Pero no nos desviemos del debate en el que estamos inmersos. En lo que se refiere a encontrar ejemplos que respalden mi punto de vista, hay algunos con los que cobra fuerza esa teoría que afirma que no ha habido ningún fuera de serie que no haya muerto joven o que, en su defecto, no tenga úlceras, asma, etc. El cuerpo sano, por tanto, puede ser sinónimo de torpeza, de hedonismo, de vagancia, etc., pero nunca de mente sana. Aunque sería lo ideal, es imposible tener al mismo tiempo una cabeza que piensa a un altísimo nivel y un cuerpo en plena forma; sería como intentar ganar una guerra con los estandartes del amor y de la paz. Más bien, lo que se conseguiría sería que la cabeza y el cuerpo se corrompieran y se destruyesen mutuamente. Así pues, tener mente y cuerpo igual de sanos es imposible, y, por definición, lo imposible es utópico. No obstante, sí es posible aceptar la idea de la disociación entre cuerpo y mente, que valida la realidad de que en un cuerpo sano no hay cerebro pero, en caso contrario, el cuerpo suele “caerse a cachos”.

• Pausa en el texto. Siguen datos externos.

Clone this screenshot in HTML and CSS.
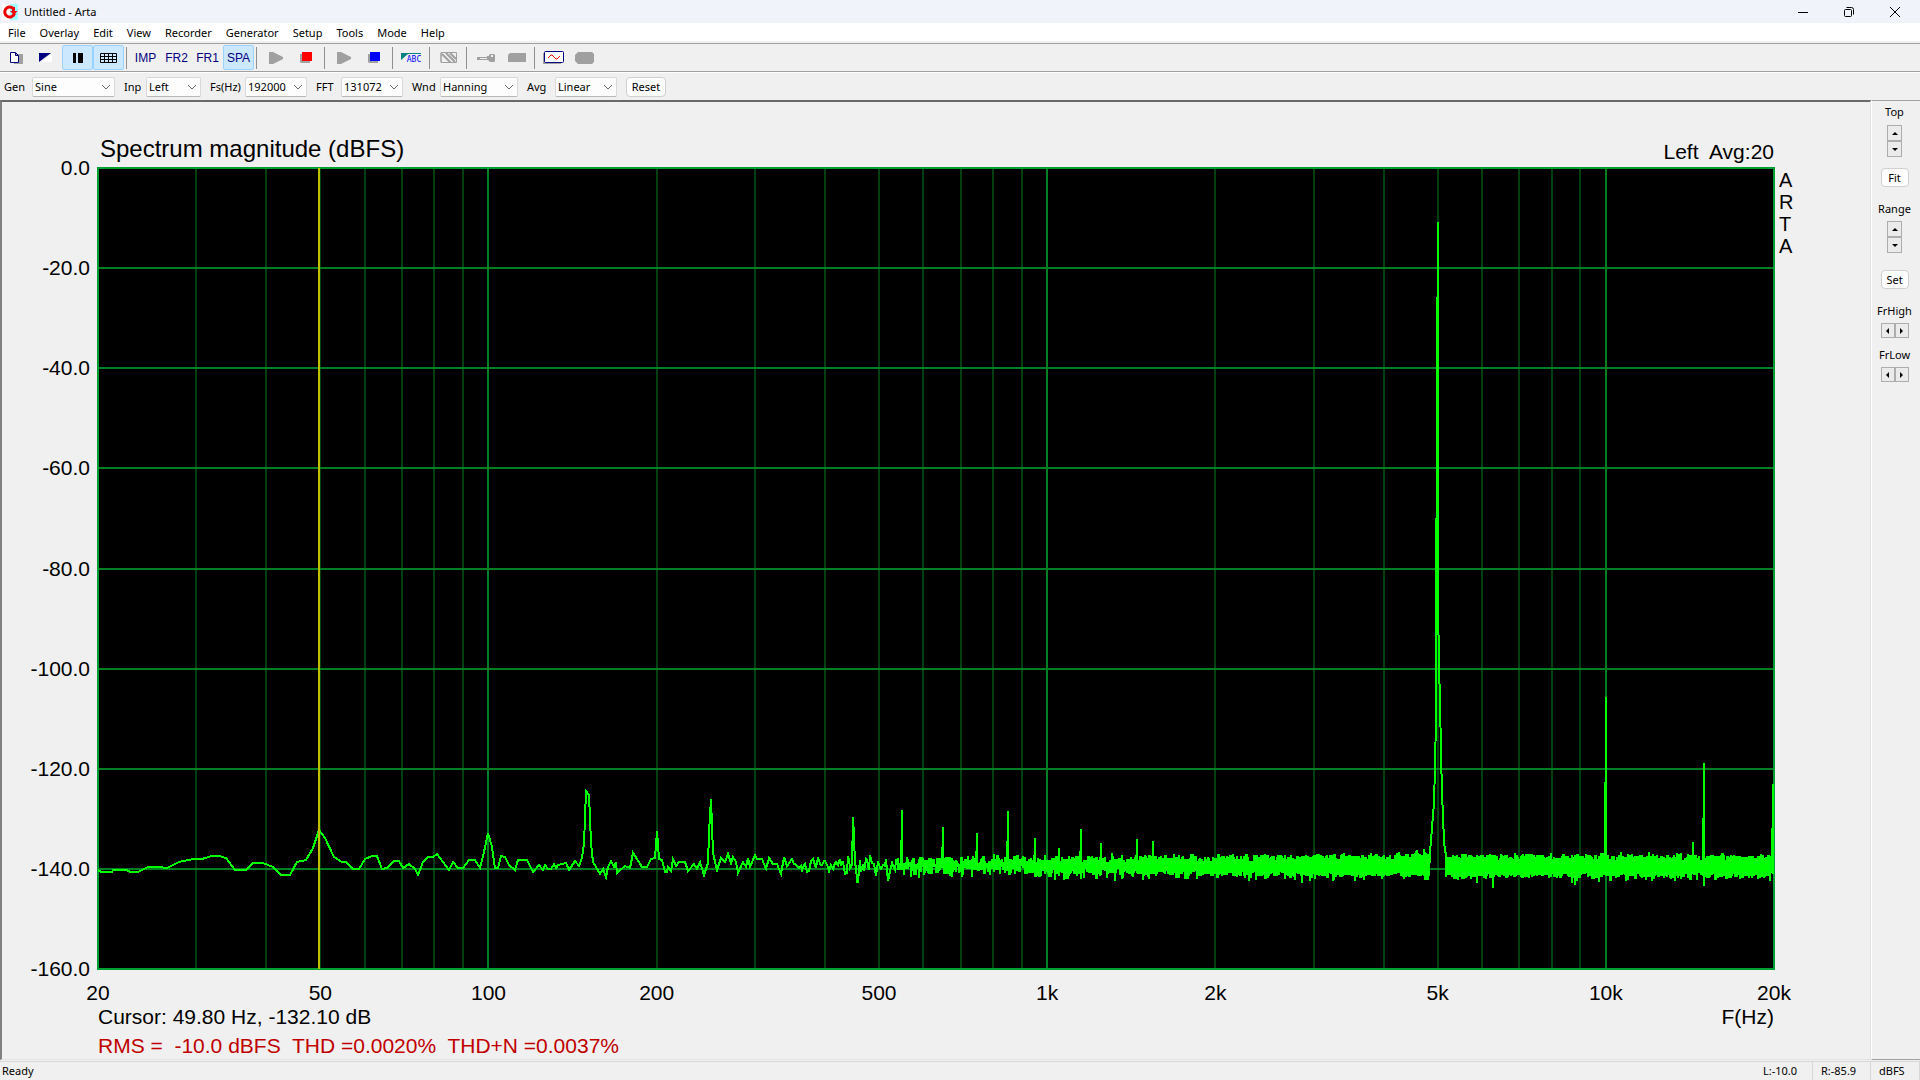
FILE: index.html
```html
<!DOCTYPE html>
<html lang="en">
<head>
<meta charset="utf-8">
<title>Untitled - Arta</title>
<link rel="stylesheet" href="styles.css">
</head>
<body>
<div class="window">
  <header class="titlebar">
    <svg class="app-icon" width="16" height="16" viewBox="0 0 16 16"><path fill="#fff" d="M0 0h8v16H0z"/><path fill="#a0ffff" d="M8 0h8v16H8z"/><path fill="none" stroke="#f00000" stroke-width="3" d="M11 4.200A5 5 0 1 0 12.500 9.500"/><path fill="#f00000" d="M8 7h7.500L12 11zM10 3h3v5h-3z"/></svg>
    <h1 class="app-title">Untitled - Arta</h1>
    <div class="window-buttons">
      <button type="button" aria-label="Minimize"><svg width="10" height="10" viewBox="0 0 10 10"><path d="M0 5.500h10"/></svg></button>
      <button type="button" aria-label="Restore"><svg width="10" height="10" viewBox="0 0 10 10"><rect x=".5" y="2.500" width="7" height="7" rx="1"/><path d="M2.500.5H7.500a2 2 0 0 1 2 2V7.500"/></svg></button>
      <button type="button" aria-label="Close"><svg width="10" height="10" viewBox="0 0 10 10"><path d="M0 0l10 10M10 0L0 10"/></svg></button>
    </div>
  </header>

  <nav class="menubar">
    <a href="#">File</a><a href="#">Overlay</a><a href="#">Edit</a><a href="#">View</a><a href="#">Recorder</a><a href="#">Generator</a><a href="#">Setup</a><a href="#">Tools</a><a href="#">Mode</a><a href="#">Help</a>
  </nav>

  <div class="toolbar" role="toolbar">
    <button type="button" aria-label="New"><svg width="14" height="14" viewBox="0 0 14 14"><path fill="#a0a0a0" d="M5 3h9v10H5z"/><path fill="#fff" stroke="#000080" d="M1.500 1.500h5l3 3v7h-8zM6.500 1.500v3h3"/></svg></button>
    <button type="button" aria-label="Overlay"><svg width="16" height="10" viewBox="0 0 16 10"><path fill="#fff" d="M13 0v9H3z"/><path fill="#000080" d="M0 0h12L0 9z"/></svg></button>
    <button type="button" class="on" aria-label="Pause"><svg width="12" height="10" viewBox="0 0 12 10"><path d="M1 0h3v10H1zM6 0h5v10H6z"/></svg></button>
    <button type="button" class="on" aria-label="Grid"><svg width="17" height="10" viewBox="0 0 17 10"><path fill="none" stroke="#000" d="M.5.5h16v9H.5zM0 3.500h17M0 6.500h17M4.500 0v10M8.500 0v10M12.500 0v10"/></svg></button>
    <span class="sep"></span>
    <button type="button">IMP</button>
    <button type="button">FR2</button>
    <button type="button">FR1</button>
    <button type="button" class="on">SPA</button>
    <span class="sep"></span>
    <button type="button" aria-label="Record"><svg width="14" height="12" viewBox="0 0 14 12"><path fill="#a0a0a0" d="M0 0h4l10 5v2L4 12H0z"/></svg></button>
    <button type="button" aria-label="Stop"><svg width="13" height="11" viewBox="0 0 13 11"><path fill="#a0a0a0" d="M0 2h10v9H1L0 10z"/><path fill="#f00" d="M2 0h10v9H2z"/></svg></button>
    <span class="sep"></span>
    <button type="button" aria-label="Generator start"><svg width="14" height="12" viewBox="0 0 14 12"><path fill="#a0a0a0" d="M0 0h4l10 5v2L4 12H0z"/></svg></button>
    <button type="button" aria-label="Generator stop"><svg width="13" height="11" viewBox="0 0 13 11"><path fill="#a0a0a0" d="M0 2h10v9H1L0 10z"/><path fill="#00f" d="M2 0h10v9H2z"/></svg></button>
    <span class="sep"></span>
    <button type="button" class="abc" aria-label="Title text"><svg width="21" height="12" viewBox="0 0 21 12"><path fill="#008080" d="M0 1h20v1H7L0 8z"/></svg><span>ABC</span></button>
    <span class="sep"></span>
    <button type="button" aria-label="Hatch"><svg width="17" height="11" viewBox="0 0 17 11"><path fill="none" stroke="#a0a0a0" d="M1 .5h15.500v10H1zM1 1v9"/><path fill="none" stroke="#a0a0a0" stroke-width="2" d="M2 2l9 9M6 1l9 9M10 1l6 6"/></svg></button>
    <span class="sep"></span>
    <button type="button" aria-label="Calibration"><svg width="18" height="8" viewBox="0 0 18 8"><path fill="#a0a0a0" d="M0 3h10V2h2V1l1-1h4l1 1v6l-1 1h-4L11 6H0z"/><path fill="#f0f0f0" d="M3 4h7v1H3zM14 1h2v2h-2z"/></svg></button>
    <button type="button" aria-label="Setup"><svg width="18" height="9" viewBox="0 0 18 9"><path fill="#a0a0a0" d="M2 0h16v9H0V2z"/></svg></button>
    <span class="sep"></span>
    <button type="button" aria-label="Generator setup"><svg width="21" height="13" viewBox="0 0 21 13"><path fill="#a0a0a0" d="M0 2h18v11H0z"/><rect x="1.500" y=".5" width="19" height="11" rx="1" fill="#fff" stroke="#000080"/><path fill="none" stroke="#f00" d="M5 7l3-3h1l4 4h1l3-3"/></svg></button>
    <button type="button" aria-label="Spectrum setup"><svg width="19" height="12" viewBox="0 0 19 12"><path fill="#a0a0a0" d="M3 0h14l2 2v8l-2 2H3l-3-3V3z"/></svg></button>
  </div>

  <form class="params">
    <label class="w28" for="gen">Gen</label><select id="gen" class="sel-l"><option>Sine</option></select>
    <label class="w22" for="inp">Inp</label><select id="inp" class="sel-s"><option>Left</option></select>
    <label class="w35" for="fs">Fs(Hz)</label><select id="fs" class="sel-m"><option>192000</option></select>
    <label class="w25" for="fft">FFT</label><select id="fft" class="sel-m"><option>131072</option></select>
    <label class="w28" for="wnd">Wnd</label><select id="wnd" class="sel-w"><option>Hanning</option></select>
    <label class="w28" for="avg">Avg</label><select id="avg" class="sel-m"><option>Linear</option></select>
    <button type="button" class="push">Reset</button>
  </form>

  <div class="body">
    <main class="pane">
      <div class="plot-head"><h2>Spectrum magnitude (dBFS)</h2><span>Left&nbsp; Avg:20</span></div>
      <div class="plot-y"><span>0.0</span><span>-20.0</span><span>-40.0</span><span>-60.0</span><span>-80.0</span><span>-100.0</span><span>-120.0</span><span>-140.0</span><span>-160.0</span></div>
      <svg class="plot" viewBox="0 0 1676 801" preserveAspectRatio="none" role="img" aria-label="Spectrum magnitude">
        <path id="minor" class="minor"/>
        <path id="major" class="major"/>
        <rect class="frame" x="0" y="0" width="1676" height="801"/>
        <path id="trace" class="trace"/>
        <path class="cursor" d="M221 0V801"/>
      </svg>
      <div class="plot-brand"><span>A</span><span>R</span><span>T</span><span>A</span></div>
      <div class="plot-x"><span>20</span><span>50</span><span>100</span><span>200</span><span>500</span><span>1k</span><span>2k</span><span>5k</span><span>10k</span><span>20k</span></div>
      <div class="plot-foot">
        <div class="readout"><span>Cursor: 49.80 Hz, -132.10 dB</span><span>F(Hz)</span></div>
        <div class="thd">RMS =&nbsp; -10.0 dBFS&nbsp; THD =0.0020%&nbsp; THD+N =0.0037%</div>
      </div>
    </main>

    <aside class="side">
      <div class="side-label">Top</div>
      <div class="spin"><button type="button" aria-label="Top up"><i class="up"></i></button><button type="button" aria-label="Top down"><i class="down"></i></button></div>
      <button type="button" class="push small">Fit</button>
      <div class="side-label">Range</div>
      <div class="spin range"><button type="button" aria-label="Range up"><i class="up"></i></button><button type="button" aria-label="Range down"><i class="down"></i></button></div>
      <button type="button" class="push small">Set</button>
      <div class="side-label">FrHigh</div>
      <div class="spin row"><button type="button" aria-label="High left"><i class="left"></i></button><button type="button" aria-label="High right"><i class="right"></i></button></div>
      <div class="side-label">FrLow</div>
      <div class="spin row"><button type="button" aria-label="Low left"><i class="left"></i></button><button type="button" aria-label="Low right"><i class="right"></i></button></div>
    </aside>
  </div>

  <footer class="status"><span class="ready">Ready</span><span class="cell">L:-10.0</span><span class="cell">R:-85.9</span><span class="cell unit">dBFS</span></footer>
</div>
<script src="plot.js"></script>
</body>
</html>
```
FILE: styles.css
```css
* { box-sizing: border-box; }
body { margin: 0; font: 11px/16px "Noto Sans", sans-serif; color: #000; background: #f0f0f0; }
h1, h2 { margin: 0; font-weight: 400; }
button { padding: 0; font: inherit; color: inherit; }

.window { display: flex; flex-direction: column; height: 100vh; }

.titlebar { display: flex; align-items: center; height: 23px; padding: 0 2px; background: #f0f3f9; }
.app-title { margin-left: 6px; font: 11px/16px "Noto Sans", sans-serif; }
.window-buttons { display: flex; margin-left: auto; }
.window-buttons button { display: flex; align-items: center; justify-content: center; width: 46px; height: 20px; border: 0; background: none; }
.window-buttons svg { fill: none; stroke: #000; overflow: visible; }

.menubar { display: flex; gap: 14px; height: 18px; padding-left: 8px; background: #fff; line-height: 20px; }
.menubar a { color: #000; text-decoration: none; }

.toolbar { display: flex; align-items: center; height: 31px; padding-top: 2px; border-top: 1px solid #f0f0f0; border-bottom: 1px solid #a0a0a0; background: linear-gradient(#a0a0a0, #a0a0a0) 0 1px / 100% 1px no-repeat; }
.toolbar button { display: flex; align-items: center; justify-content: center; width: 31px; height: 25px; border: 1px solid transparent; border-radius: 2px; background: none; color: #000080; font: 12px/16px "Liberation Sans", sans-serif; }
.toolbar .on { background: #cce8ff; border-color: #99d1ff; }
.sep { width: 6px; height: 22px; background: linear-gradient(#909090, #909090) 2px 0 / 1px 100% no-repeat; }
.toolbar .abc { display: grid; place-content: center; }
.abc svg, .abc span { grid-area: 1 / 1; }
.abc span { padding: 3px 0 0 5px; color: #00f; font: 8px/9px "DejaVu Sans Mono", monospace; }

.params { display: flex; align-items: center; height: 28px; padding: 0 0 0 4px; border-top: 1px solid #fff; }
.params select { height: 20px; margin-right: 9px; padding: 0 0 0 2px; font: 11px/16px "Noto Sans", sans-serif; color: #000; appearance: none; border: 1px solid #d8d8d8; border-bottom-color: #b8b8b8; border-radius: 2px; background: #fdfdfd url("data:image/svg+xml,%3Csvg xmlns='http://www.w3.org/2000/svg' width='10' height='6'%3E%3Cpath d='M1 1l4 4 4-4' fill='none' stroke='%23666'/%3E%3C/svg%3E") right 3px center no-repeat; }
.w22 { width: 22px; }
.w25 { width: 25px; }
.w28 { width: 28px; }
.w35 { width: 35px; }
.sel-s { width: 55px; }
.sel-m { width: 62px; }
.sel-w { width: 78px; }
.sel-l { width: 83px; }
.push { width: 40px; height: 20px; border: 1px solid #d0d0d0; border-radius: 4px; background: #fdfdfd; }
.push.small { width: 28px; height: 19px; }

.body { display: flex; flex: 1; min-height: 0; }
.pane { flex: 1; display: grid; grid-template: 66px 1fr 90px / 96px 1fr 96px; border-top: 2px solid #696969; border-left: 2px solid #808080; border-right: 1px solid #e3e3e3; border-bottom: 1px solid #e3e3e3; font: 21px/24px "Liberation Sans", sans-serif; }
.plot-head { grid-area: 1 / 2; display: flex; align-items: flex-end; justify-content: space-between; padding: 0 0 4px 2px; }
.plot-head h2 { font-size: 24px; line-height: 30px; }
.plot-y { grid-area: 2 / 1; display: flex; flex-direction: column; justify-content: space-between; margin: -12px 8px -12px 0; text-align: right; }
.plot { grid-area: 2 / 2; width: 100%; height: 100%; min-height: 0; background: #000; overflow: visible; shape-rendering: crispEdges; }
.plot path, .plot rect { fill: none; stroke-width: 2px; vector-effect: non-scaling-stroke; }
.plot .minor { stroke: #004010; }
.plot .major { stroke: #008020; }
.plot .frame { stroke: #00a030; }
.plot .trace { stroke: #0f0; }
.plot .cursor { stroke: #c0c000; }
.plot-brand { grid-area: 2 / 3; display: flex; flex-direction: column; padding: 1px 0 0 5px; font-size: 20px; line-height: 22px; }
.plot-x { grid-area: 3 / 2; display: grid; grid-template-columns: 398fr 301fr 301fr 398fr 301fr 301fr 398fr 301fr 301fr 0; padding-top: 12px; height: 36px; }
.plot-x span { display: flex; justify-content: center; width: 0; }
.plot-foot { grid-area: 3 / 2; margin-top: 36px; }
.readout { display: flex; justify-content: space-between; }
.thd { margin-top: 5px; color: #c00000; }

.side { display: flex; flex-direction: column; align-items: center; width: 49px; border-left: 1px solid #fff; border-top: 1px solid #a0a0a0; border-bottom: 1px solid #a0a0a0; padding: 3px 3px 0 0; }
.side-label { height: 16px; }
.spin { display: flex; flex-direction: column; width: 15px; margin: 5px 0 11px; }
.spin.range { margin: 4px 0 17px; }
.spin button { display: flex; align-items: center; justify-content: center; width: 15px; height: 16px; border: 1px solid #adadad; background: #ebebeb; }
.side .small + .side-label { margin-top: 14px; }
.spin.row { flex-direction: row; width: 28px; margin: 4px 0 9px; }
.spin.row button { width: 14px; height: 15px; }
.spin i { border: 3px solid transparent; }
.spin .up { border-bottom-color: #000; border-top: 0; }
.spin .down { border-top-color: #000; border-bottom: 0; }
.spin .left { border-right-color: #000; border-left: 0; }
.spin .right { border-left-color: #000; border-right: 0; }

.status { display: flex; height: 19px; margin-top: 1px; border-top: 1px solid #d7d7d7; line-height: 18px; }
.ready { flex: 1; padding-left: 2px; }
.cell { width: 58px; padding-left: 8px; border-right: 1px solid #d7d7d7; }
.cell.unit { width: 49px; }
```
FILE: plot.js
```js
(() => {
// Plot area units: 1676 x 801, 20 Hz..20 kHz (log), 0..-160 dBFS.
const W = 1676, H = 801;
const xOf = f => Math.round(W * Math.log10(f / 20) / 3);

let minor = '', major = '';
for (const d of [10, 100, 1000, 10000]) {
  for (let k = 1; k < 10; k++) {
    const f = d * k;
    if (f <= 20 || f >= 20000) continue;
    if (k === 1) major += `M${xOf(f)} 0V${H}`;
    else minor += `M${xOf(f)} 0V${H}`;
  }
}
for (let i = 1; i < 8; i++) major += `M0 ${Math.round(H * i / 8)}H${W}`;
document.getElementById('minor').setAttribute('d', minor);
document.getElementById('major').setAttribute('d', major);

// Low-frequency bins, wide enough apart to be seen one by one.
const bins = [
  0,702,3,704,14,704,15,702,29,702,32,704,40,704,50,699,60,699,69,700,81,694,95,691,104,691,114,688,121,688,
  128,690,137,702,148,702,155,695,165,695,175,699,183,707,192,707,199,694,208,692,215,680,221,662,227,670,
  236,689,244,694,248,694,255,701,261,701,267,691,274,688,279,688,284,701,289,700,296,693,301,693,305,700,
  311,696,317,701,320,707,325,694,330,689,335,689,339,686,345,694,351,702,355,694,360,700,365,700,371,692,
  377,692,382,700,386,684,390,665,394,679,397,700,400,700,403,688,407,689,411,697,417,702,420,692,429,692,
  435,704,441,697,445,702,447,697,450,701,453,701,456,696,458,700,460,697,468,695,471,702,477,693,481,698,
  484,690,486,676,488,623,491,627,493,675,495,694,498,699,502,706,505,701,508,709,510,699,
  513,693,516,699,518,694,519,705,522,702,527,698,532,700,535,685,539,691,544,699,549,699,553,691,557,690,
  559,663,561,691,564,692,567,704,569,704,570,699,573,703,575,691,578,698,581,694,587,694,590,703,596,696,
  599,701,602,694,606,707,610,695,611,665,613,631,615,685,619,702,623,690,627,694,630,686,633,695,635,689,
  638,694,640,705,645,694,648,699,650,690,652,699,657,687,659,691,664,691,668,701,671,690,675,696,679,696,
  683,706,686,689,689,698,694,691
];
let d = 'M';
for (let i = 0; i < bins.length; i += 2) d += `${bins[i]} ${bins[i + 1]} `;

// Harmonics standing out of the noise floor, and the deepest dips.
const spikes = { 755: 649, 804: 642, 845: 659, 879: 665, 910: 643, 937: 670, 961: 680, 983: 661, 1003: 675,
  1039: 671, 1055: 673, 1508: 529, 1595: 674, 1606: 595, 1675: 616 };
const dips = { 760: 714, 790: 713, 821: 710, 966: 712, 1151: 713, 1235: 713, 1395: 720, 1477: 717, 1606: 718 };
const peak = [1332,684,1334,660,1336,635,1337,599,1338,550,1338,502,1339,210,1340,54,1340,430,1341,502,1342,530,
  1343,587,1344,624,1345,649,1346,672,1347,684];

let seed = 7;
const rnd = () => (seed = (seed * 16807) % 2147483647) / 2147483647;

// Bins close up here: one point every other column, then several per column.
let x = 696;
while (x < 800) {
  if (spikes[x] || spikes[x + 1]) {
    const s = spikes[x] ? x : x + 1;
    d += `${s - 1} 697 ${s} ${spikes[s]} ${s + 1} ${spikes[s] + 18} ${s + 2} 697 `;
    x = s + 3;
    continue;
  }
  const y = dips[x] || dips[x + 1] || 697 + (rnd() + rnd() - 1) * 12;
  d += `${x} ${Math.round(y)} `;
  x += rnd() < 0.5 ? 1 : 2;
}

// From here every column holds many bins: draw its highest and lowest.
for (let high = 692, low = 702; x < W; x++) {
  if (x === 1332) {
    for (let i = 0; i < peak.length; i += 2) d += `${peak[i]} ${peak[i + 1]} `;
    x = 1347;
    continue;
  }
  const fill = Math.min(1, (x - 800) / 450);
  if (rnd() < 0.7) high = 698 - 6 * fill - rnd() * (9 - 4 * fill) - rnd() * rnd() * 4;
  if (rnd() < 0.7) low = Math.max(high + 3, 699 + 7 * fill + (rnd() - 0.4) * (9 - 6 * fill) + rnd() * rnd() * 8);
  const rise = x > 1300 && x < 1332 ? (x - 1300) / 8 : 0;
  d += `${x} ${Math.round(spikes[x] || high - rise)} ${x} ${Math.round(dips[x] || low)} `;
}
document.getElementById('trace').setAttribute('d', d);
})();
```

Y es que el cerebro es un misterio, pues puede ser digno de elogio incluso en los casos en los que aparentemente no debería serlo. Destaco, sin ir más lejos, la inteligencia generalizada de las personas asmáticas, a pesar de su incómoda dependencia del oxígeno. Y es que lo sé por experiencia gracias a lo mucho que he observado a don Juan Cruz Ruiz, paradigma de mente privilegiada en cuerpo asmático. No he conocido todavía a nadie con más capacidad que él para hablar de personas y cosas insulsas con inteligencia y gracia, y eso que los auténticos poetas y literatos se extinguieron hace medio siglo mal contado. Por otra parte, el hambre, la tuberculosis o la decadencia corporal producida por el encarcelamiento han dado origen a inolvidables joyas de la literatura universal. ¿No fue Nietzsche, acaso, el más grande –educador– sifilítico? ¿No es Stephen Hawking, como mínimo, cojo? Son ejemplos más que sobrados de que un buen cerebro no está del todo condicionado por la falda de oxígeno o por la necesidad de azúcares o aminoácidos. Su alimento fundamental, que es el conocimiento, lo puede obtener incluso desde el cuerpo más enfermo del mundo.

Va siendo hora de concluir y qué mejor forma de hacerlo que recapitulando la tesis que he intentado demostrar, y espero que con éxito, en esta disertación: que un cuerpo sano rara vez puede tener una mente sana, porque una mente sana conduce a pensar y eso, por extensión, estropea el cuerpo. De todo ello se deduce que un cuerpo que continúa estando sano durante muchos años es producto de una mente torpe, mientras que una mente sublime nunca puede ser fruto de un estado físico exquisito, sino todo lo contrario. ¡Y si está hecho polvo, mejor! Y es que, como dice mi hermano Perico, “cerebro y mente no son la misma cosa: la mente es el todo del hombre y el cerebro, su instrumento”. Eso sí, él no quiere, de ninguna manera, introducir el concepto del alma en esa dicotomía; y en parte me enorgullece que no quiera dar su brazo a torcer. De todas formas, que esté o no el alma implicada es irrelevante; aunque si eso sirve para dar todavía más fuerza a ese motor llamado cerebro que usted, lector, tiene en la cabeza, ¡pardiez!, eso significa que está preparado para experimentar emociones más complejas que aquellas que sintió con el triunfo de la selección. ¡A correr!